## begin Data

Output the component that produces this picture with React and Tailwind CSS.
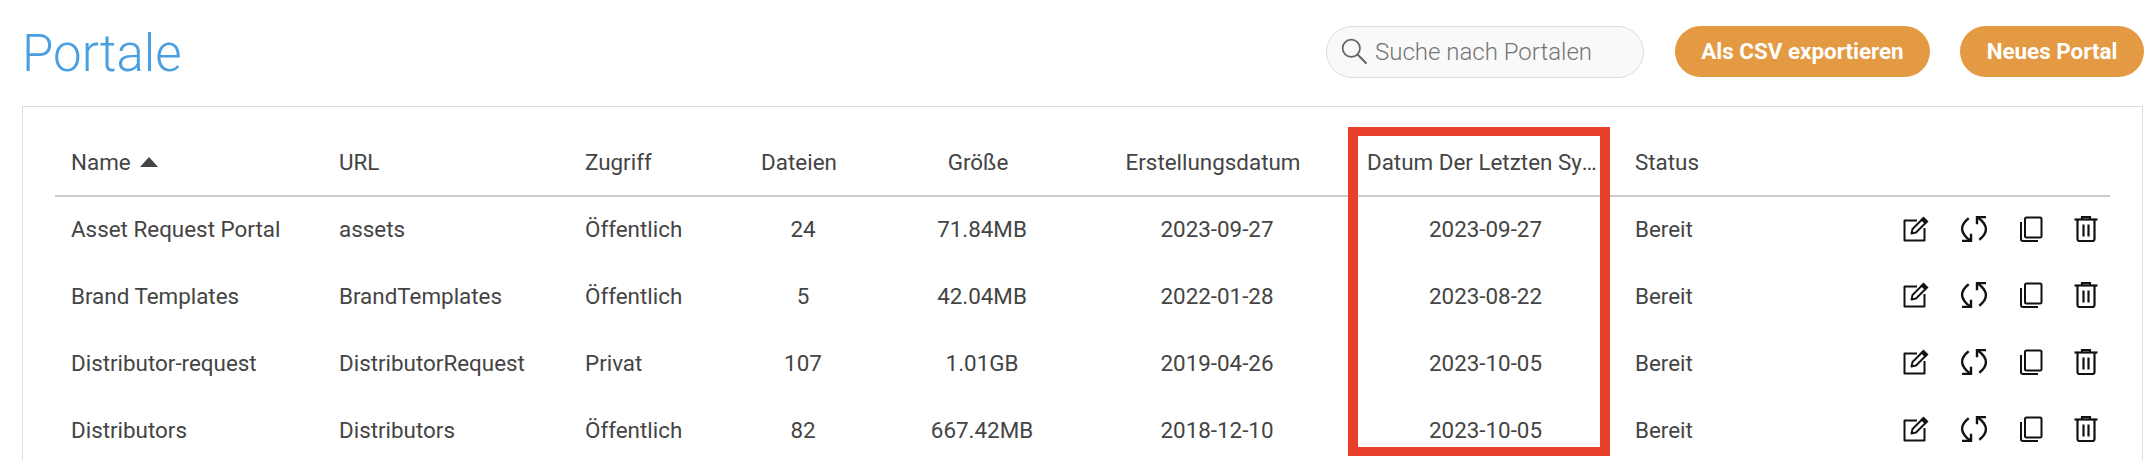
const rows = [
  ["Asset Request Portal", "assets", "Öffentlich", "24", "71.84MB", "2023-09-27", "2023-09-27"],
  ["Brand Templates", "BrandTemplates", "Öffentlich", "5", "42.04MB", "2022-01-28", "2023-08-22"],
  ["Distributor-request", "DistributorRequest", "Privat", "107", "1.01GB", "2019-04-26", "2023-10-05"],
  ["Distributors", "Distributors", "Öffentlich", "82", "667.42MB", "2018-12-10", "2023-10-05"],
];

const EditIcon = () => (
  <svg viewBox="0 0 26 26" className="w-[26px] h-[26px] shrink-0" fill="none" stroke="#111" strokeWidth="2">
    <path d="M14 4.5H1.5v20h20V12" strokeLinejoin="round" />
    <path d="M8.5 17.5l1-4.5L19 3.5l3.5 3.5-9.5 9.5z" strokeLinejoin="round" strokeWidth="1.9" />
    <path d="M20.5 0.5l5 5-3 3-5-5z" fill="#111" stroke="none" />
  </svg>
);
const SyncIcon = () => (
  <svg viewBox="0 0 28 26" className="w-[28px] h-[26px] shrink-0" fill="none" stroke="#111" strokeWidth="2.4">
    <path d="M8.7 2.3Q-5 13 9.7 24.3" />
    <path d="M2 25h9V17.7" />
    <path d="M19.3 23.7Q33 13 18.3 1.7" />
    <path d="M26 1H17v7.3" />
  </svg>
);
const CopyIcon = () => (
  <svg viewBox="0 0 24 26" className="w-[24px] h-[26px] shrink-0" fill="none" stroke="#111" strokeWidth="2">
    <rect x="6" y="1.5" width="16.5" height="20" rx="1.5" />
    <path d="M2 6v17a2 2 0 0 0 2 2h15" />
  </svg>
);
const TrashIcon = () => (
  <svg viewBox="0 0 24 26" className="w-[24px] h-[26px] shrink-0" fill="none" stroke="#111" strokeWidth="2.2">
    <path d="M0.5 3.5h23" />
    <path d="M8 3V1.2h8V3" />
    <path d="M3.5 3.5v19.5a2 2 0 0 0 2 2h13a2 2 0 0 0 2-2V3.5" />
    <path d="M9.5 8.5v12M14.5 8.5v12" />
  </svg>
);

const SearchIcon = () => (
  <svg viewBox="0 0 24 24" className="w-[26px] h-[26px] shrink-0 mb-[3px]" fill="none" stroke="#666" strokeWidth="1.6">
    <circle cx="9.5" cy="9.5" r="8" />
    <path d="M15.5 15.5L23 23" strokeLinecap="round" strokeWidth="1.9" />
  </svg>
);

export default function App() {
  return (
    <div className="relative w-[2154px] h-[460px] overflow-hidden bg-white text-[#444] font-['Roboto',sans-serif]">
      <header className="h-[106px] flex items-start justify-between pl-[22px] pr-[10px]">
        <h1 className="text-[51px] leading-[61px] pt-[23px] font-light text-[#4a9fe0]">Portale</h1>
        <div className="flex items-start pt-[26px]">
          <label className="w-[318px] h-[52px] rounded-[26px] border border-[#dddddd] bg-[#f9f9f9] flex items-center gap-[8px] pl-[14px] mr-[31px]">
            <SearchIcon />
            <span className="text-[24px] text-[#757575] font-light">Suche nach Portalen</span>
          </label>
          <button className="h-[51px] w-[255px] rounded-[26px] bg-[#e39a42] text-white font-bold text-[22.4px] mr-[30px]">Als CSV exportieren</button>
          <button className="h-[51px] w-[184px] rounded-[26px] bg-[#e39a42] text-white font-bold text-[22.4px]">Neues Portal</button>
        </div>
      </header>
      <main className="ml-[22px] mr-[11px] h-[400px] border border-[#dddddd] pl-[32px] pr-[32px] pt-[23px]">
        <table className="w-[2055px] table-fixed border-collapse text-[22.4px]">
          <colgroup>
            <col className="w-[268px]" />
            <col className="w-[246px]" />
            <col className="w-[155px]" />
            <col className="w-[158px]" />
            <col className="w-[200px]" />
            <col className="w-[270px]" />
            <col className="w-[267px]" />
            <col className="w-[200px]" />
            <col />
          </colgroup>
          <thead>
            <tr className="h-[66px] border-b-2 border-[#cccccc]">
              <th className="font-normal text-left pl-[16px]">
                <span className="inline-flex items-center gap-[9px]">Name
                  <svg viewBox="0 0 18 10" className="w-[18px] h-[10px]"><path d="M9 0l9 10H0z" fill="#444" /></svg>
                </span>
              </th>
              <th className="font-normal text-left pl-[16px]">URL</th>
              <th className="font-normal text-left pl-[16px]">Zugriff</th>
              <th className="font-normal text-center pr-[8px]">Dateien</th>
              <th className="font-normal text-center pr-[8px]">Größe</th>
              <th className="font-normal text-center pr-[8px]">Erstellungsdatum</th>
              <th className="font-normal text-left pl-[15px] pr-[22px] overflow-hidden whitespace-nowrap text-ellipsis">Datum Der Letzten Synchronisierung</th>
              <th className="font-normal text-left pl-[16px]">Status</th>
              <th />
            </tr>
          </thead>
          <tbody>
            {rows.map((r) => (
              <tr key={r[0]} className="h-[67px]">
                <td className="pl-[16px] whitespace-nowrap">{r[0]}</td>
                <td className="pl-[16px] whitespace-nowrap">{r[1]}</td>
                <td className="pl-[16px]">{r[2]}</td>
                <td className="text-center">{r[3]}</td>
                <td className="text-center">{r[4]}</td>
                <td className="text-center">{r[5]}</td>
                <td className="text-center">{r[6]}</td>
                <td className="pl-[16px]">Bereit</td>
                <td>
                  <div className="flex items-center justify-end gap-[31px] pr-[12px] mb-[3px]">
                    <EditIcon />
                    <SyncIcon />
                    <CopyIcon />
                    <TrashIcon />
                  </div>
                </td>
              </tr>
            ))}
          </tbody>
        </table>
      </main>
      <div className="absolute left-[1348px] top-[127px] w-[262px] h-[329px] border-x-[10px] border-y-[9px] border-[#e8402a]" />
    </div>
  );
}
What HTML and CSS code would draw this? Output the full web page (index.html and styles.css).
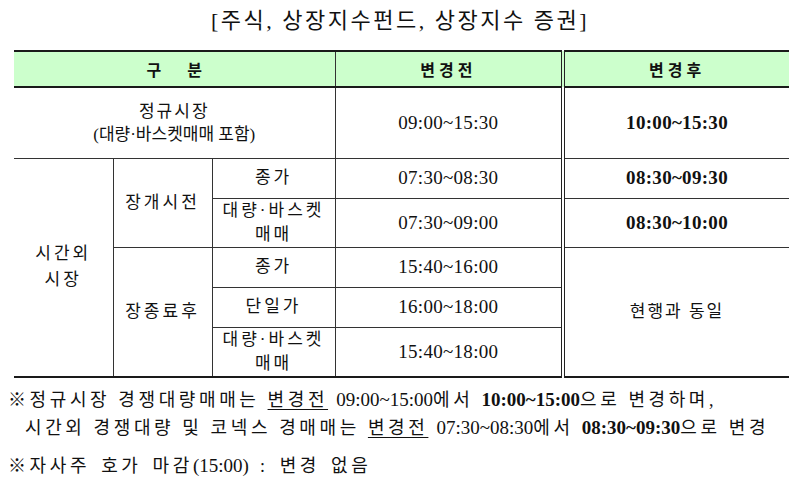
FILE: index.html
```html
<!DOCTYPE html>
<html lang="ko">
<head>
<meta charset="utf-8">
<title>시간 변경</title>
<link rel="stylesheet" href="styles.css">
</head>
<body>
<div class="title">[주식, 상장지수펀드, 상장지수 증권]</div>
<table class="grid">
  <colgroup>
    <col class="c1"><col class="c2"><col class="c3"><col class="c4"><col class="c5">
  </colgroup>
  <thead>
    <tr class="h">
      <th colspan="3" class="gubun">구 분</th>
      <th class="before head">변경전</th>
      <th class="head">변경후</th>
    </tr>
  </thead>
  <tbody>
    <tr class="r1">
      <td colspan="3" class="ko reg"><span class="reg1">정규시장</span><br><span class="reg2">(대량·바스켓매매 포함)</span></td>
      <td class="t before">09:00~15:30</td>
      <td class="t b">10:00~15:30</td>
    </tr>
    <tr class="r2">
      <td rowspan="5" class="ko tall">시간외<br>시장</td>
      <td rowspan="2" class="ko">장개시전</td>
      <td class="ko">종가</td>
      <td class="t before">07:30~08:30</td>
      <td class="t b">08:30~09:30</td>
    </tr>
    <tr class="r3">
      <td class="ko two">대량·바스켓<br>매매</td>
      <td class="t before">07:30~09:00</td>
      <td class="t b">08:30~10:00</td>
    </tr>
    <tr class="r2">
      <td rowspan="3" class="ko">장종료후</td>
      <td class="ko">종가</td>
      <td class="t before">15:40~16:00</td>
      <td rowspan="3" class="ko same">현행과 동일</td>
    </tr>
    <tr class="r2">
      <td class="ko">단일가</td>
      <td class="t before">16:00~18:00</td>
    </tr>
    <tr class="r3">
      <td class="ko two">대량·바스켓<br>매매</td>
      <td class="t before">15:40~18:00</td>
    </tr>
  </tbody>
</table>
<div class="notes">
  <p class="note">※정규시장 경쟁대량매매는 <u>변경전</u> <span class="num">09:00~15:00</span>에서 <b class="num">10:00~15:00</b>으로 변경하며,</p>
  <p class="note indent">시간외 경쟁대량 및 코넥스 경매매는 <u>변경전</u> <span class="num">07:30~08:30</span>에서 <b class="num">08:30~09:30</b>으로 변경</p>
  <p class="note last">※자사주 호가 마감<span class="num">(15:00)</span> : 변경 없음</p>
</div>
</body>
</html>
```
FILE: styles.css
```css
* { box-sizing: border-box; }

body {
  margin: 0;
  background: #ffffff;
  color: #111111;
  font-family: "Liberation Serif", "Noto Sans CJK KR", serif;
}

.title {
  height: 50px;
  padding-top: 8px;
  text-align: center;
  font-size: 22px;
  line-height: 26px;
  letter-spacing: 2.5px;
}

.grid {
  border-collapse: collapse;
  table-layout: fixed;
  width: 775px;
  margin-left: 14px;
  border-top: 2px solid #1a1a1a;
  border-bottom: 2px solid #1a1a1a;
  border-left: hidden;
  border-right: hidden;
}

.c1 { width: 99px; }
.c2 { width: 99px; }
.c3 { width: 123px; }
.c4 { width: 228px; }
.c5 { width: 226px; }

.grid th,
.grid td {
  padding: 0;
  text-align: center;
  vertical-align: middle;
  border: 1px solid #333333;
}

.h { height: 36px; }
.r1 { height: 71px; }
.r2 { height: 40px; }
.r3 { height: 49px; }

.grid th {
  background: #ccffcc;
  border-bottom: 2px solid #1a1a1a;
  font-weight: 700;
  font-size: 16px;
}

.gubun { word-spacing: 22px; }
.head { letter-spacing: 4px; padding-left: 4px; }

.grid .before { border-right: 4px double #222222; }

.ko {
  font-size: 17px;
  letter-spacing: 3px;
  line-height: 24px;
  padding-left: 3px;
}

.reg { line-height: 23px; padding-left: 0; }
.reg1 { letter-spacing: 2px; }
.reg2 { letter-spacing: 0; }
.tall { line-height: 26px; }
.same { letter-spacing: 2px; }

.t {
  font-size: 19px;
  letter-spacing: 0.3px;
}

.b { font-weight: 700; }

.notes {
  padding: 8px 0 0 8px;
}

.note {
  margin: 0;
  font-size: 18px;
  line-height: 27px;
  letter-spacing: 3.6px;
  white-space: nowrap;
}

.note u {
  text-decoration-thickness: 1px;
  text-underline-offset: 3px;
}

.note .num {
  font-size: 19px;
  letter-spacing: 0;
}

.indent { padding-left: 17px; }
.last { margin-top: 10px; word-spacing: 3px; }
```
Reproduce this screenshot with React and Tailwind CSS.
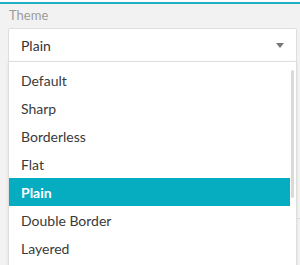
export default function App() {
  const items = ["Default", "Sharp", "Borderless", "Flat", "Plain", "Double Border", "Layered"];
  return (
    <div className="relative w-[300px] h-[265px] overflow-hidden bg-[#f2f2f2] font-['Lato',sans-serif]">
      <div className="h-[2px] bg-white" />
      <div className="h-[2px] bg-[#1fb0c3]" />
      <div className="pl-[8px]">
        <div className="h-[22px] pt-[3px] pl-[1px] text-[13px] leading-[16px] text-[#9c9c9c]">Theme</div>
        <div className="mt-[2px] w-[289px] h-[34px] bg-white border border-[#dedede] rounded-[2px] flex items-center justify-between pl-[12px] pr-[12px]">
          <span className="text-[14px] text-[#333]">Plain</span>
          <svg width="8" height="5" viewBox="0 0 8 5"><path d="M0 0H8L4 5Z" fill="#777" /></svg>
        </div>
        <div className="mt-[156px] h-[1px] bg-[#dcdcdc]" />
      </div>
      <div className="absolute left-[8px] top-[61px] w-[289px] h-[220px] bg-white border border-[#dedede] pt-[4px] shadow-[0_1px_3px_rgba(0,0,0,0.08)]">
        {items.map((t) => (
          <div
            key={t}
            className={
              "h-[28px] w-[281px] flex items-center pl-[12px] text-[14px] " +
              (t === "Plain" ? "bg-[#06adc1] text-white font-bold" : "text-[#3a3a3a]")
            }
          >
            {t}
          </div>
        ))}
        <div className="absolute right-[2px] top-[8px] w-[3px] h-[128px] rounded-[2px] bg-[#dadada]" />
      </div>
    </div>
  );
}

## end Data

[Problem to solve]:
Leaving out every picture, copy exactly the lines from the one that contains "Reproduce this screenshot" through the end of the entries above.

[Written response]:
Reproduce this screenshot with React and Tailwind CSS.
export default function App() {
  const items = ["Default", "Sharp", "Borderless", "Flat", "Plain", "Double Border", "Layered"];
  return (
    <div className="relative w-[300px] h-[265px] overflow-hidden bg-[#f2f2f2] font-['Lato',sans-serif]">
      <div className="h-[2px] bg-white" />
      <div className="h-[2px] bg-[#1fb0c3]" />
      <div className="pl-[8px]">
        <div className="h-[22px] pt-[3px] pl-[1px] text-[13px] leading-[16px] text-[#9c9c9c]">Theme</div>
        <div className="mt-[2px] w-[289px] h-[34px] bg-white border border-[#dedede] rounded-[2px] flex items-center justify-between pl-[12px] pr-[12px]">
          <span className="text-[14px] text-[#333]">Plain</span>
          <svg width="8" height="5" viewBox="0 0 8 5"><path d="M0 0H8L4 5Z" fill="#777" /></svg>
        </div>
        <div className="mt-[156px] h-[1px] bg-[#dcdcdc]" />
      </div>
      <div className="absolute left-[8px] top-[61px] w-[289px] h-[220px] bg-white border border-[#dedede] pt-[4px] shadow-[0_1px_3px_rgba(0,0,0,0.08)]">
        {items.map((t) => (
          <div
            key={t}
            className={
              "h-[28px] w-[281px] flex items-center pl-[12px] text-[14px] " +
              (t === "Plain" ? "bg-[#06adc1] text-white font-bold" : "text-[#3a3a3a]")
            }
          >
            {t}
          </div>
        ))}
        <div className="absolute right-[2px] top-[8px] w-[3px] h-[128px] rounded-[2px] bg-[#dadada]" />
      </div>
    </div>
  );
}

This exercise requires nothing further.